Le bien commun des peuples n’embrasse pas seulement les conditions économiques et les équilibres de paix, mais “l’ensemble des conditions de vie en société qui permettent à l’homme d’atteindre sa perfection propre de façon plus complète et plus aidée; il concerne l’homme tout entier, avec ses besoins tant spirituels que matériels” (Cfr. Ioannis XXIII Mater et Magistra et Pacem in Terris). Et d’ailleurs le Parlement européen ne cesse de préparer des dispositions juridiques ou des résolutions qui touchent les libertés de la personne, le respect de la vie, les mœurs familiales, l’institution du mariage, l’éducation valable des jeunes, dans le respect des droits des parents, les situations sociales de détresse, etc. C’est une grande responsabilité pour un parlementaire, pour un parlementaire chrétien, de favoriser dans ses discussions et ses votes les valeurs humaines et chrétiennes, comme la dignité de la personne, l’amour authentique, le libre épanouissement dans la solidarité avec les autres hommes, la promotion de la conscience, l’ouverture aux réalités spirituelles!

En tant que chrétiens, vous êtes appelés à témoigner et à agir dans un sens cohérent avec la foi, et, j’ose dire, avec les “racines profondément chrétiennes des valeurs humaines et culturelles qui ont marqué de manière si décisive le passé de l’Europe et qui sont en mesure de garantir son avenir”, comme je le disais à Vienne.

6. Le sens de l’authentique démocratie auquel vous êtes attachés fait partie de ce patrimoine. Vous avez raison de promouvoir les voies de la démocratie, d’être soucieux d’une participation correcte des citoyens à la vie de la communauté politique, tout en maintenant la nécessité d’une autorité publique suffisamment forte (Cfr. Ioannis Pauli PP. II Redemptor Hominis, 16). Certaines pratiques démocratiques qui ne tenaient peut-être pas assez compte de ce dernier point, qui manquaient de réalisme ou qui s’enlisaient dans les luttes stériles de partis et la recherche d’intérêts particuliers, ont malheureusement préparé parfois le terrain à des formes de dictature. La leçon doit être retenue. Mais il reste que la démocratie bien comprise correspond au droit légitime du libre choix du système politique et garde les meilleures chances d’assurer, grâce aux corrections apportées par les uns et les autres, une voie de sagesse et des conditions de justice pour tous. Aujourd’hui, cet idéal peut apparaître parfois comme une faiblesse, un échec, face à la montée de la violence et à l’escalade des solutions de force. Certes, presque tous les pays mettent en avant la justice, les droits de l’homme, la volonté de paix et de solutions négociées.
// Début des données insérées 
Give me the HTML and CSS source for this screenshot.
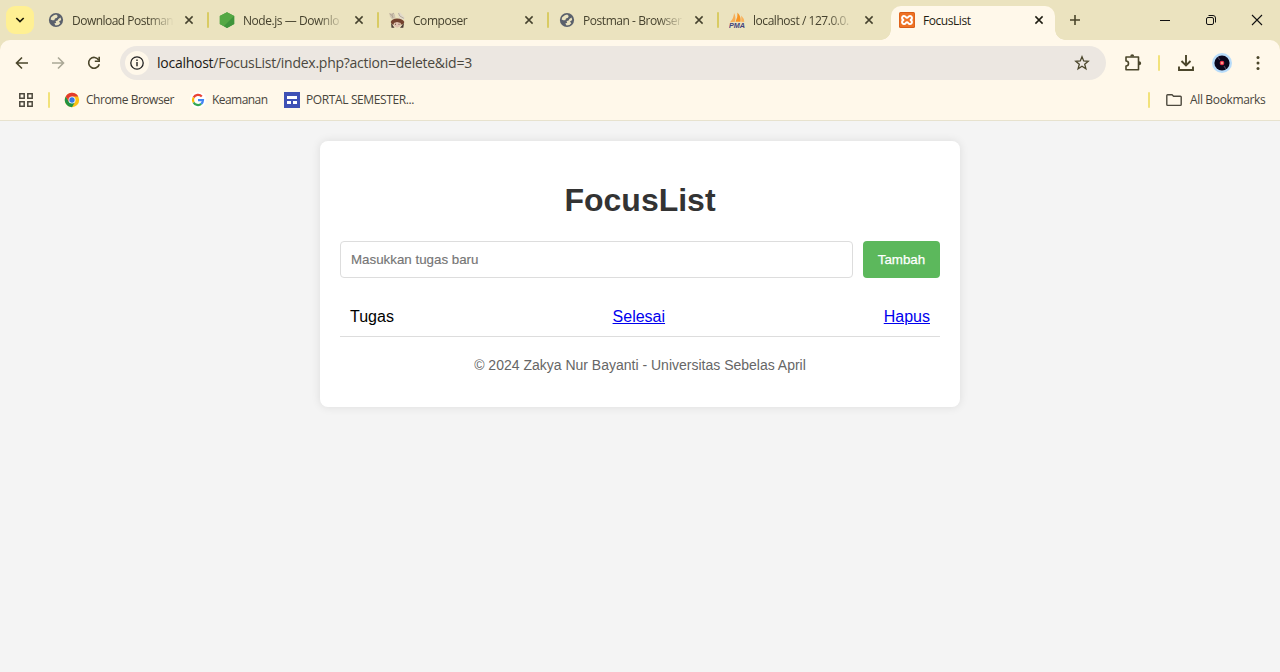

Mais en réalité, beaucoup empruntent des chemins de violence plus ou moins camouflée. Oui, la vraie démocratie est difficile; elle doit être défendue coûte que coûte, elle demande un engagement résolu, un sens accru des responsabilités. Aussi, je vous félicite d’en faire votre méthode et votre idéal, et de prôner toujours les voies du véritable dialogue, telles que je les évoquais dans mon message pour le premier jour de cette année.

En définitive, aucun parti n’est à l’abri de déformations, de décadence, de corruption; il faut veiller, et renouveler l’action selon les principes dont nous venons de parler. Les solutions concrètes, au plan politique, ne se déduisent d’ailleurs pas directement de la foi. Mais votre ferme volonté d’agir, chacun et en groupe, selon votre conscience chrétienne, et votre humble démarche d’Année Sainte méritent mes plus vifs encouragements. Je le disais au premier jour de mon pontificat: “A la puissance salvatrice (du Christ), ouvrez les frontières des Etats, les systèmes économiques et politiques . . .”.

Et dans mon encyclique Redemptor Hominis: “On n’avancera . . . dans la voie des indispensables transformations des structures . . . que moyennant une véritable conversion de l’esprit de la volonté et du cœur. La tâche requiert l’engagement résolu d’hommes et de peuples libres et solidaires . . . (et), à la base de cet effort gigantesque, le sens de la responsabilité morale que l’homme doit assumer” (Cfr. Ioannis Pauli PP. II Redemptor Hominis, 16). 

Je vous remercie de votre visite et de votre confiance. Je prie Dieu de vous donner sa force et sa lumière, pour apporter à vos frères et sœurs d’Europe le service qualifié dont vous êtes capables. Et je vous bénis de grand cœur.